Seria interessante examinar em que relação está o conceito de “Deus”, assim como o encontramos nos inícios da Revelação, com o que encontramos como base do pensamento humano (até mesmo no caso da negação de Deus, isto é, do ateísmo). Hoje, porém, não desejamos desenvolver este assunto.

Queremos, porém, verificar que nos inícios da Revelação — no mesmo livro do Génesis e já no primeiro capítulo — encontramos a verdade fundamental sobre o homem, que Deus (Elohim) cria à sua “imagem e semelhança”. Aí lemos, na verdade: Deus disse: façamos o homem à nossa imagem, à nossa semelhança (Gén 1, 26), e, em seguida: Deus criou o homem à sua imagem; a imagem de Deus o criou; homem e mulher os criou (Gén 1, 27).

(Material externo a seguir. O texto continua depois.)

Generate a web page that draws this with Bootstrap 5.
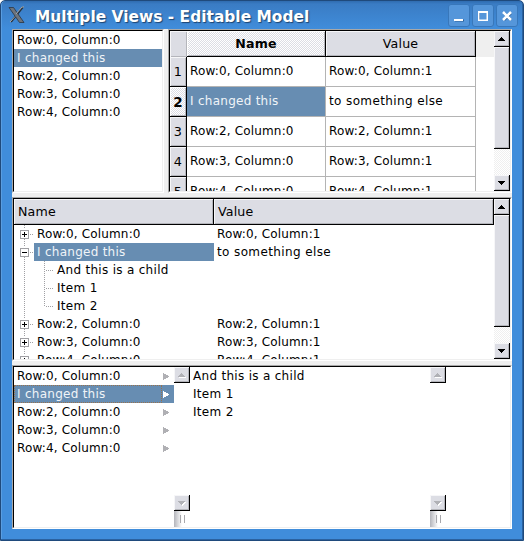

Ao problema do homem voltarei na próxima quarta-feira. Mas já hoje devemos assinalar esta relação especial entre Deus e a sua imagem, isto é, o homem.

Esta relação ilumina-nos até sobre as bases do cristianismo.

Permite-nos também dar uma resposta fundamental a duas perguntas: primeira, que significa “o Advento”; segunda, porque faz precisamente “o Advento” parte da substância mesma do cristianismo?

Estas perguntas deixo-as à vossa reflexão. A elas voltaremos nas nossas futuras meditações e mais de uma vez. A realidade do Advento está cheia da mais profunda verdade sobre Deus e sobre o homem.